Below is a response to your statements copied from another forum -
Quote from Unclenick:
First, the quote from the guy who thought touching the lands would make no difference because he didn’t see why it should, is an excellent example of uninformed speculation. He didn’t have all the facts, therefore they didn’t count. The difference between touching the lands and not touching them has to do with what physicists call static (stationary) and kinetic (or sliding) friction. When two materials come into contact, if you let them rest in contact for any period of time (fractions of a second are plenty), friction between them increases. For sliding a copper block sitting on a steel plate, the friction against sliding equals about 36% of the weight of the copper block.

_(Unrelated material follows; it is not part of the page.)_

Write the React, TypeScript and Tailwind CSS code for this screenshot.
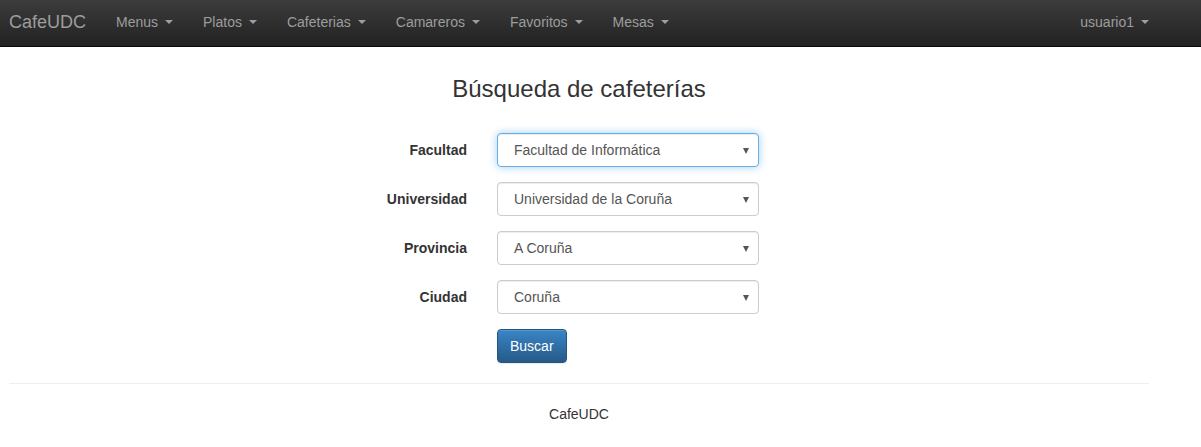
import React from "react";

const navItems = ["Menus", "Platos", "Cafeterias", "Camareros", "Favoritos", "Mesas"];

const fields = [
  { label: "Facultad", value: "Facultad de Informática", focus: true },
  { label: "Universidad", value: "Universidad de la Coruña" },
  { label: "Provincia", value: "A Coruña" },
  { label: "Ciudad", value: "Coruña" },
];

function Caret({ className = "" }: { className?: string }) {
  return (
    <span
      className={
        "inline-block w-0 h-0 ml-[7px] align-middle border-x-[4px] border-x-transparent border-t-[4px] " +
        className
      }
    />
  );
}

function NavLink({ text }: { text: string }) {
  return (
    <a href="#" className="flex items-center px-[15px] text-[14px] text-[#9d9d9d] hover:text-white">
      {text}
      <Caret className="border-t-[#9d9d9d]" />
    </a>
  );
}

function SelectRow({ label, value, focus }: { label: string; value: string; focus?: boolean }) {
  return (
    <div className="flex items-center mb-[15px]">
      <label className="w-[488px] pr-[15px] text-right font-bold text-[14px] text-[#333]">{label}</label>
      <div className="w-[292px] px-[15px]">
        <div
          className={
            "relative h-[34px] flex items-center pl-[16px] pr-[24px] rounded-[4px] border bg-white text-[14px] text-[#555] " +
            (focus
              ? "border-[#66afe9] shadow-[inset_0_1px_1px_rgba(0,0,0,0.075),0_0_8px_rgba(102,175,233,0.6)]"
              : "border-[#ccc] shadow-[inset_0_1px_1px_rgba(0,0,0,0.075)]")
          }
        >
          {value}
          <span className="absolute right-[9px] top-[14px] w-0 h-0 border-x-[3.5px] border-x-transparent border-t-[6px] border-t-[#555]" />
        </div>
      </div>
    </div>
  );
}

export default function App() {
  return (
    <div className="min-h-[447px] bg-white font-['Liberation_Sans',Arial,sans-serif] overflow-hidden">
      {/* navbar */}
      <nav className="h-[47px] bg-gradient-to-b from-[#3c3c3c] to-[#222] border-b border-[#080808]">
        <div className="ml-[-6px] w-[1170px] h-[46px] flex items-stretch justify-between pb-[2px]">
          <div className="flex items-stretch">
            <a href="#" className="flex items-center px-[15px] text-[18px] text-[#9d9d9d] w-[107px]">
              CafeUDC
            </a>
            {navItems.map((item) => (
              <NavLink key={item} text={item} />
            ))}
          </div>
          <div className="flex items-stretch">
            <NavLink text="usuario1" />
          </div>
        </div>
      </nav>

      {/* contenido */}
      <div className="ml-[9px] w-[1140px]">
        <h3 className="pt-[29px] text-center text-[24px] leading-[26.4px] text-[#333]">Búsqueda de cafeterías</h3>

        <form className="mt-[31px] ml-[-15px]">
          {fields.map((f) => (
            <SelectRow key={f.label} label={f.label} value={f.value} focus={f.focus} />
          ))}
          <div className="flex">
            <div className="w-[488px]" />
            <div className="px-[15px]">
              <button
                type="button"
                className="h-[34px] px-[12px] rounded-[4px] border border-[#245580] bg-gradient-to-b from-[#3a85c6] to-[#265a88] text-white text-[14px] shadow-[inset_0_1px_0_rgba(255,255,255,0.15),0_1px_1px_rgba(0,0,0,0.075)]"
              >
                Buscar
              </button>
            </div>
          </div>
        </form>

        {/* footer */}
        <hr className="mt-[20px] border-t border-[#eee]" />
        <footer className="pt-[20px] text-center text-[14px] leading-[20px] text-[#333]">CafeUDC</footer>
      </div>
    </div>
  );
}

If you let the copper block stop for a moment, the static (standing still) friction you have to overcome to start it moving again is about 53% of the weight of the block; 17% greater than the kinetic friction.

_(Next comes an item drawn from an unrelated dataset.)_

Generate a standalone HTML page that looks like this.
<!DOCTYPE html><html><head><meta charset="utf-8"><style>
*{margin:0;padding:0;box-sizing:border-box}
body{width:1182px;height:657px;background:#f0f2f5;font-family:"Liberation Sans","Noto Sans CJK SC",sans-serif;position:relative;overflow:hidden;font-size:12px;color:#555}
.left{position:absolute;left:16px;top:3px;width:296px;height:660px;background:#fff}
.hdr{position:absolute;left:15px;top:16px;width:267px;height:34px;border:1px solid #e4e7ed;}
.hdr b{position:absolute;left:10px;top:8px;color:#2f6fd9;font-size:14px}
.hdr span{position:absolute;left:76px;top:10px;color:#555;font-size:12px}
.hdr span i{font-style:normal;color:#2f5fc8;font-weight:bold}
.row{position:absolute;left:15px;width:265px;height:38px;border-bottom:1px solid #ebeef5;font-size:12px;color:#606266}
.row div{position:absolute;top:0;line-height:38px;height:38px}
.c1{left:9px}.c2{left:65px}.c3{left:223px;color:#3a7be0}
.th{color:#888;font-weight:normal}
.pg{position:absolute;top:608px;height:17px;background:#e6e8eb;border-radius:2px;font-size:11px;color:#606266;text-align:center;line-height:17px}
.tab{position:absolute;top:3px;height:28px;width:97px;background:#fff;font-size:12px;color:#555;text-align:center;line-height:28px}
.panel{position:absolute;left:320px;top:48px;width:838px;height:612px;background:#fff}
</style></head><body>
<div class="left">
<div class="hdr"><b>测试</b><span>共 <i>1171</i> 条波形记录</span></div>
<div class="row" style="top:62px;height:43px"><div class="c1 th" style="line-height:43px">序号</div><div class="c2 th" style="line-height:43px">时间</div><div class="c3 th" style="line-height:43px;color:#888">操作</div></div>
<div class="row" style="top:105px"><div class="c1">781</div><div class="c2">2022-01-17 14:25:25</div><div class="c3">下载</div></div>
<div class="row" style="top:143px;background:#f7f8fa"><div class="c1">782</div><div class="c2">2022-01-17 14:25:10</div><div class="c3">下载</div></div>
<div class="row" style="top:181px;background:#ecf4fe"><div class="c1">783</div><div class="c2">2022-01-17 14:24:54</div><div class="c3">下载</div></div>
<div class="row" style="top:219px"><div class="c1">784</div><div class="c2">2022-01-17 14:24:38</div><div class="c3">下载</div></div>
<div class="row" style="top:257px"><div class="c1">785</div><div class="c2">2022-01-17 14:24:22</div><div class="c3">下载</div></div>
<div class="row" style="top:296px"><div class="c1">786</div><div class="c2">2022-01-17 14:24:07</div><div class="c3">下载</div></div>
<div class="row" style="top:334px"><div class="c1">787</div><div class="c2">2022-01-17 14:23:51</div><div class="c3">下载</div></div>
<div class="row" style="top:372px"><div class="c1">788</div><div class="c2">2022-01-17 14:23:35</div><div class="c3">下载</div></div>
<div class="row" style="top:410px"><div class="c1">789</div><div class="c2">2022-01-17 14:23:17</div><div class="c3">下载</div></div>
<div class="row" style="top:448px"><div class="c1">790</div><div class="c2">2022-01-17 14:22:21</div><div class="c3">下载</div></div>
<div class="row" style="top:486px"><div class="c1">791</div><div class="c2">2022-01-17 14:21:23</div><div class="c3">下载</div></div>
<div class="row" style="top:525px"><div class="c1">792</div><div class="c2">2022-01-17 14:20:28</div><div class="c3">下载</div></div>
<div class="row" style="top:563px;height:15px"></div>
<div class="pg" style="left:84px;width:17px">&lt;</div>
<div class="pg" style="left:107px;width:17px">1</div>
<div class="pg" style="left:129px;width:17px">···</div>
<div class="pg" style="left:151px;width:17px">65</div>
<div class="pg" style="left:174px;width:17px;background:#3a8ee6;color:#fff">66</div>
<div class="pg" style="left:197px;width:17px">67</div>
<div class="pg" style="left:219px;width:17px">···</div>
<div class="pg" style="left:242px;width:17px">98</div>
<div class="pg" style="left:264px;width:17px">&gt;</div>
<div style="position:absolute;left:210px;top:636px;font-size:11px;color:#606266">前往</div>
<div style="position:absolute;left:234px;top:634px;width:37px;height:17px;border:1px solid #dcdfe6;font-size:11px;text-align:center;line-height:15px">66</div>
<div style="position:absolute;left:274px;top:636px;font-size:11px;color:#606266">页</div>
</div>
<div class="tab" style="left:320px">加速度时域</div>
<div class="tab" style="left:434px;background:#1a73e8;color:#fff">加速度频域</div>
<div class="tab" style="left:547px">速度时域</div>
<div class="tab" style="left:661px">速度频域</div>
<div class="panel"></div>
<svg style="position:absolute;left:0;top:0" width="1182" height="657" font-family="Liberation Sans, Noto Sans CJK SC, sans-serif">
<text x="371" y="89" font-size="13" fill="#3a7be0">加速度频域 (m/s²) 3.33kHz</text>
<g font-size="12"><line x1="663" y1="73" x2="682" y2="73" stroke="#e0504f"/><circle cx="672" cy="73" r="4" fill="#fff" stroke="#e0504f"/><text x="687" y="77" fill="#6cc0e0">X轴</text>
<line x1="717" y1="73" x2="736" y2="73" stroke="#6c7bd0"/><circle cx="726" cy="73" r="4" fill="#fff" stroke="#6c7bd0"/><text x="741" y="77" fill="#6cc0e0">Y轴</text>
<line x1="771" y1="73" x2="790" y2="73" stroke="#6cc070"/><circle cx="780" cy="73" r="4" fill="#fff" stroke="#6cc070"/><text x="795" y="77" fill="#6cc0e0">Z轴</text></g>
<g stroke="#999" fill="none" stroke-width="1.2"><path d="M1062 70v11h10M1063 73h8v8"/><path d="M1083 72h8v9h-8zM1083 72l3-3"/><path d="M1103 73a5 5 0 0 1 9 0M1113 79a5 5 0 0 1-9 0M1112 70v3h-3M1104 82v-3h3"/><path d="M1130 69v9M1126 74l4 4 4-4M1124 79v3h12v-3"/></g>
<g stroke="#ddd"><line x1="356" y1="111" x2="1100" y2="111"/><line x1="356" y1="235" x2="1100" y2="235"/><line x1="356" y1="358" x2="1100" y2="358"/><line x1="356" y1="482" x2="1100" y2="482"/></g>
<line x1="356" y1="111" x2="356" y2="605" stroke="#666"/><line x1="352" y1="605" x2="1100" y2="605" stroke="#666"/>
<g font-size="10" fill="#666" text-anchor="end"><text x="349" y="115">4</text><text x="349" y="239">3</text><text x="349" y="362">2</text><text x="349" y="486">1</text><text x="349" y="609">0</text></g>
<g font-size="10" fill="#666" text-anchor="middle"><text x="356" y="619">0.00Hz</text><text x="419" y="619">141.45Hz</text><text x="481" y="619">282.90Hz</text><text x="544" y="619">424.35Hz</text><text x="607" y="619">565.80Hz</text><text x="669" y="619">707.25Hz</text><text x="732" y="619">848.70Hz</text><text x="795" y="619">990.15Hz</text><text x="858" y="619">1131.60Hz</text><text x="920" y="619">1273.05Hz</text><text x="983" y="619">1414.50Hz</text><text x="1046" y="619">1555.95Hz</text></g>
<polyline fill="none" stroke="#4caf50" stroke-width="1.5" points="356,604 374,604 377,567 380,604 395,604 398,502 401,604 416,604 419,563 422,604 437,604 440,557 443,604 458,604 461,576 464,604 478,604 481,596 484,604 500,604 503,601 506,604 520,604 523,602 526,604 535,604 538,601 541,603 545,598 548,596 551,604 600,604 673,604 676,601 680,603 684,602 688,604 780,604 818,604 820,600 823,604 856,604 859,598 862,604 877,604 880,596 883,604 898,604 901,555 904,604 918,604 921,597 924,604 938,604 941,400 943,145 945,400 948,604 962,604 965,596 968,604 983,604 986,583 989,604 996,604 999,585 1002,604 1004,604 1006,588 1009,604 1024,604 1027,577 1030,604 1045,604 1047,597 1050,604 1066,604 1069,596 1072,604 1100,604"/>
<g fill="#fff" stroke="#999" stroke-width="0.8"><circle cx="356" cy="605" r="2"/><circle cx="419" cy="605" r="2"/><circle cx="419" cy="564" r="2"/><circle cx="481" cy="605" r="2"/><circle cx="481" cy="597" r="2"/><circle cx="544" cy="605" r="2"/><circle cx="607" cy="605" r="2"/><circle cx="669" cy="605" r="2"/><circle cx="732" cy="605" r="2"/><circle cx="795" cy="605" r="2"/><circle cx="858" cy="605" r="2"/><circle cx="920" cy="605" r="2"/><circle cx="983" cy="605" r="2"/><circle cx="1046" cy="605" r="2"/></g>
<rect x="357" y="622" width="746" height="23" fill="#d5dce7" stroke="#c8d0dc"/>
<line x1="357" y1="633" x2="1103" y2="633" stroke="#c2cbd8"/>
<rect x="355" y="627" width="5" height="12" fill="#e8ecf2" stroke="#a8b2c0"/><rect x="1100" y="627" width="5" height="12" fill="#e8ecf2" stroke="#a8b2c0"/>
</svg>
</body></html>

For a bullet on the lands, this increase in friction that must be overcome to start it moving onto the lands causes a hesitation that gives the powder more time to burn and increase pressure. That is called the start pressure, so the static friction level increases it. The peak pressure, even though it isn’t usually reached until the bullet is moving in the rifling, will likewise increase because the powder got going faster, In the measured pressure example below, linked from RSI’s web site, the increase in pressure due to touching the lands (upper three shot pressure curves) was about 25%, compared with bullets seated 0.030" off the lands (lower three pressure curves). That increase is enough move a SAAMI maximum load up into proof load pressure territory. If the load was well above SAAMI maximum, however, as some hot handloaders make them, that 25% jump could be pretty hard on the gun. I would not expect an outright bursting of the gun, but you can bet steel strain and rate of fatigue will have been significantly increased. It will not be a healthy steady diet for the gun if it is to last, not even at standard proof load pressures.
http://www.shootingsoftware.com/pressure.htm
Alinwa
What do you think?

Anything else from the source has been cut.